U.S. Army Specialist Sarah Beckstrom, 20, died from injuries she sustained in the Wednesday shooting, Trump told service members in a video call Thursday night. Air Force Staff Sgt. Andrew Wolfe, 24, was in critical condition. Lakanwal was also injured in the shooting.

The two victims were members of the West Virginia National Guard sent to Washington, D.C. in August under Trump’s orders for a crackdown on crime.

In a lengthy social media post on Thursday, Trump claimed “reverse migration” is the answer to years of mass migration and said he plans to “permanently pause migration from all third world countries to allow the U.S. system to fully recover.”

Trump also appeared to consider removing migrants who have become U.S. citizens. He said he will “remove anyone who is not a net asset to the United States, or is capable of loving our Country.”

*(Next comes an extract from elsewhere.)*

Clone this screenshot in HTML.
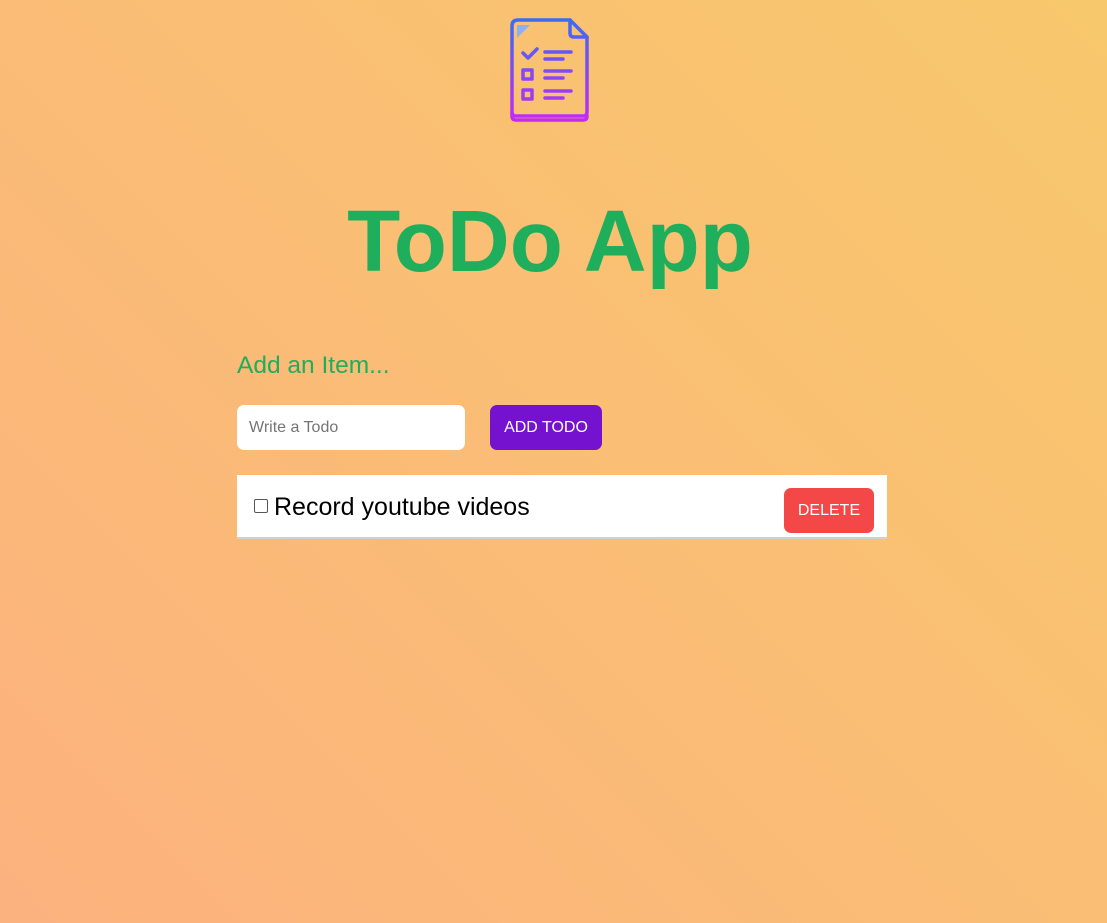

He said the federal government will end all “benefits and subsidies to noncitizens, denaturalize migrants who undermine domestic tranquility, and deport and foreign nation who is a public charge, security risk, or non-compatible with Western Civilization.”

The FBI said they are conducting investigations in Washington State, the suspect’s last known residence, as well as connections he may have had in San Diego.

FBI Director Kash Patel said the bureau has executed “multiple search warrants around the country.”

Patel said Lakanwal had a “relationship in Afghanistan with partner forces.” Multiple reports claim Lakanwal worked alongside the Central Intelligence Agency while in Afghanistan.